# ALADAR GETS MEDEIVAL ON OPUNTIA



## DeanS (Aug 6, 2010)

Been too long since I threw a shot of Aladar up for the masses to enjoy! With all the talk of opuntia, I thought this would amuse...fruit first, of course!


----------



## Missy (Aug 6, 2010)

I love Aladar. How does he always look so clean?


----------



## DeanS (Aug 6, 2010)

Lotsa time in the kiddie pool!


----------



## chadk (Aug 6, 2010)

Nice shot


----------



## DeanS (Aug 6, 2010)

BTW, that's no illusion...he has HAZEL eyes!


----------



## terryo (Aug 6, 2010)

What a gorgeous tort. Stunning.


----------



## Fireluv007 (Aug 6, 2010)

Heheh! He looks like he's angry at the cactus. Or playing T-rex... Raaarrr!
Great shot, he looks amazing.


----------



## RV's mom (Aug 6, 2010)

LMAO!! What a great pic!! A great pic. Wow!

teri


----------



## DoctorCosmonaut (Aug 6, 2010)

Haha love it!


----------



## Albinoboidsetc (Aug 6, 2010)

That is the cutest picture. Would you be mad if I use it as a walpaper.


----------



## Isa (Aug 6, 2010)

Amazing Pic!! Aladar is beautiful


----------



## Candy (Aug 6, 2010)

Of course fruit first.  That's like putting a candy bar and a sandwich in front of a child which do you think they'd choose first?
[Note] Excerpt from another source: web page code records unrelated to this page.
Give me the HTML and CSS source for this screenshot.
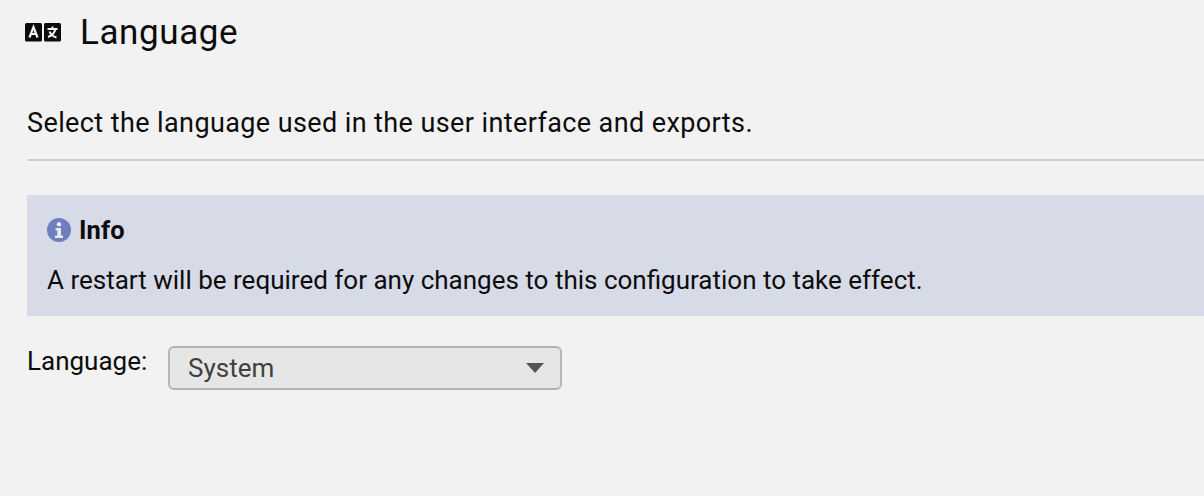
FILE: index.html
```html
<!DOCTYPE html>
<html lang="en">
<head>
<meta charset="utf-8">
<title>Language</title>
<link rel="stylesheet" href="styles.css">
</head>
<body>
<main class="page">
  <header class="title-row">
    <svg class="title-icon" viewBox="0 0 36 19" width="36" height="19" aria-hidden="true">
      <rect x="0" y="0" width="17" height="18.500" rx="1.500" fill="#0c0c0c"/>
      <rect x="19" y="0" width="17" height="18.500" rx="1.500" fill="#0c0c0c"/>
      <path d="M4.500 14.500 8.500 4 12.500 14.500M6 11h5" fill="none" stroke="#f2f2f2" stroke-width="2.200"/>
      <path d="M22.500 6h10M27.500 3.500v2.500M30.500 6c-1 4-3.500 6.500-7.500 8M24.500 8.500c1 3 3.500 5 7 6" fill="none" stroke="#f2f2f2" stroke-width="2"/>
    </svg>
    <h1 class="title">Language</h1>
  </header>
  <p class="description">Select the language used in the user interface and exports.</p>
  <hr class="divider">
  <section class="info">
    <div class="info-head">
      <svg class="info-icon" viewBox="0 0 24 24" width="24" height="24" aria-hidden="true">
        <circle cx="12" cy="12" r="12" fill="#6f7fbd"/>
        <circle cx="12" cy="6.300" r="2.300" fill="#e6e8f2"/>
        <path d="M8.500 10h5.500v7.500h2v2.500H8v-2.500h2.200v-5H8.500z" fill="#e6e8f2"/>
      </svg>
      <strong class="info-title">Info</strong>
    </div>
    <p class="info-text">A restart will be required for any changes to this configuration to take effect.</p>
  </section>
  <div class="field">
    <span class="field-label">Language:</span>
    <div class="select">
      <span class="select-value">System</span>
      <span class="select-arrow"></span>
    </div>
  </div>
</main>
</body>
</html>
```

FILE: styles.css
```css
html, body {
  margin: 0;
  height: 100%;
  background: #f2f2f2;
  overflow: hidden;
}
.page {
  box-sizing: border-box;
  height: 496px;
  padding: 13px 0 0 27px;
  font-family: Roboto, "Noto Sans", sans-serif;
  color: #0c0c0c;
}
.title-row {
  display: flex;
  align-items: center;
  height: 38px;
  margin-left: -2px;
}
.title-icon {
  flex: none;
  margin-right: 19px;
}
.title {
  margin: 0;
  font-size: 35px;
  line-height: 38px;
  font-weight: 400;
  letter-spacing: 0.6px;
  transform: translateY(1px);
}
.description {
  margin: 54px 0 0;
  font-size: 27px;
  line-height: 36px;
  letter-spacing: 0.4px;
}
.divider {
  height: 2px;
  margin: 18px 0 0;
  border: 0;
  background: #cfcfcf;
}
.info {
  box-sizing: border-box;
  height: 121px;
  margin-top: 34px;
  padding: 18px 20px 0;
  background: #d7dae7;
}
.info-head {
  display: flex;
  align-items: center;
  gap: 8px;
  height: 34px;
}
.info-icon {
  flex: none;
}
.info-title {
  font-size: 25.500px;
  line-height: 34px;
  font-weight: 700;
  letter-spacing: 0.1px;
}
.info-text {
  margin: 16px 0 0;
  font-size: 26px;
  line-height: 34px;
}
.field {
  display: flex;
  align-items: flex-start;
  margin-top: 30px;
}
.field-label {
  width: 141px;
  flex: none;
  font-size: 26px;
  line-height: 30px;
}
.select {
  box-sizing: border-box;
  display: flex;
  align-items: center;
  justify-content: space-between;
  width: 394px;
  height: 44px;
  padding: 0 16px 0 18px;
  border: 2px solid #b5b5b5;
  border-radius: 6px;
  background: #e6e6e6;
}
.select-value {
  font-size: 26px;
  line-height: 38px;
  color: #404040;
}
.select-arrow {
  width: 0;
  height: 0;
  border-style: solid;
  border-width: 10px 9px 0;
  border-color: #555 transparent transparent;
}
```
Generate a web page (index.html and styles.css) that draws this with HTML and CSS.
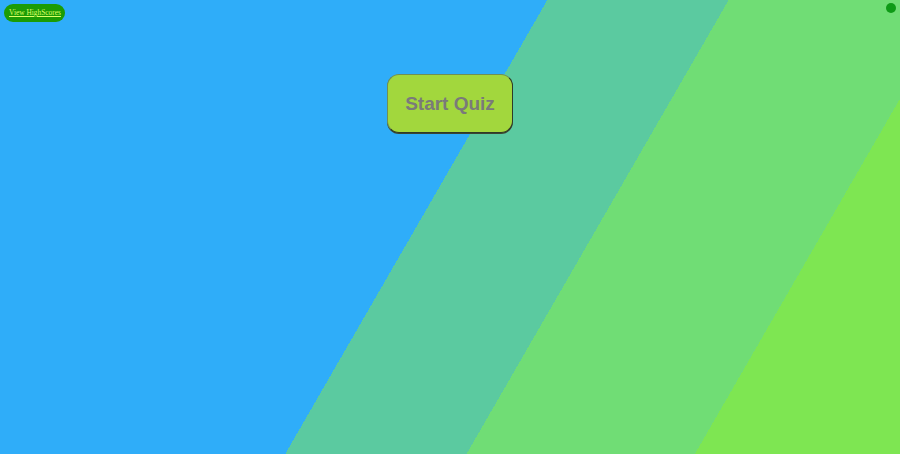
FILE: index.html
```html
<!DOCTYPE html>
<html>
<head>
<meta charset="utf-8">
<link rel="stylesheet" href="styles.css">
</head>
<body>
<header class="top">
  <a class="scores" href="#">View HighScores</a>
  <span class="dot"></span>
</header>
<main class="stage">
  <button class="start">Start Quiz</button>
</main>
</body>
</html>
```
FILE: styles.css
```css
html, body {
  margin: 0;
  padding: 0;
  height: 100%;
}
body {
  width: 900px;
  height: 454px;
  overflow: hidden;
  background: linear-gradient(120deg,
    #2fadf9 0 47.1%,
    #5bcaa0 47.1% 62.7%,
    #70dd75 62.7% 82.35%,
    #7ee652 82.35% 100%);
  font-family: "Liberation Serif", serif;
}
.top {
  display: flex;
  justify-content: space-between;
  align-items: flex-start;
  padding: 4px 4px 0 4px;
}
.scores {
  display: block;
  height: 18px;
  line-height: 18px;
  padding: 0 5px;
  width: 51px;
  background: #1c9c05;
  border-radius: 9px;
  color: #dcff66;
  font-size: 7.4px;
  white-space: nowrap;
  text-decoration: underline;
}
.dot {
  width: 10px;
  height: 10px;
  margin-top: -1px;
  border-radius: 50%;
  background: #0e9a16;
}
.stage {
  display: flex;
  justify-content: center;
  padding-top: 52px;
}
.start {
  width: 126px;
  height: 59px;
  box-sizing: border-box;
  background: #a2d73d;
  border: 1px solid #6f8f55;
  border-bottom-color: #2f3a28;
  border-right-color: #2f3a28;
  box-shadow: 0 1px 0 #3b4532;
  border-radius: 12px;
  font-family: "Liberation Sans", Arial, sans-serif;
  font-weight: bold;
  font-size: 19px;
  color: #7a7a7a;
  padding: 0;
}
```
I love the title of this thread just had to laugh before I even opened it.


----------



## DeanS (Aug 7, 2010)

I've mentioned this before, but it's worth repeating. Anyone can use any photo I post for wallpaper or any PERSONAL use. If you use it on a website, just make sure you embed a photo credit. Just don't let me catch anybody trying to make a profit off my pictures...


----------



## ChiKat (Aug 7, 2010)

What a great shot! Such a handsome little guy


----------



## hali (Aug 7, 2010)

fab pic x


----------



## movealongmosey (Aug 7, 2010)

The stage was set... the sun was out. It was Aladar's time to get even with the opuntia.


----------



## N2TORTS (Aug 7, 2010)

very nice shot of that blonde boy , seems to really * dig * that cacti!
JD~


----------



## -JM (Aug 7, 2010)

that's an awesome image! Great caption, too  Love.


----------



## mightyclyde (Aug 7, 2010)

Aladar is such a stud.


----------



## Stephanie Logan (Aug 8, 2010)

Oh, the poor cactus!

It never had a chance, not even thorns would have stopped that big bully.


----------



## DeanS (Aug 10, 2010)

Fireluv007 said:


> Heheh! He looks like he's angry at the cactus. Or playing T-rex... Raaarrr!
> Great shot, he looks amazing.



Funny you should say that because he 'attacks' everything he eats...even the grass.


----------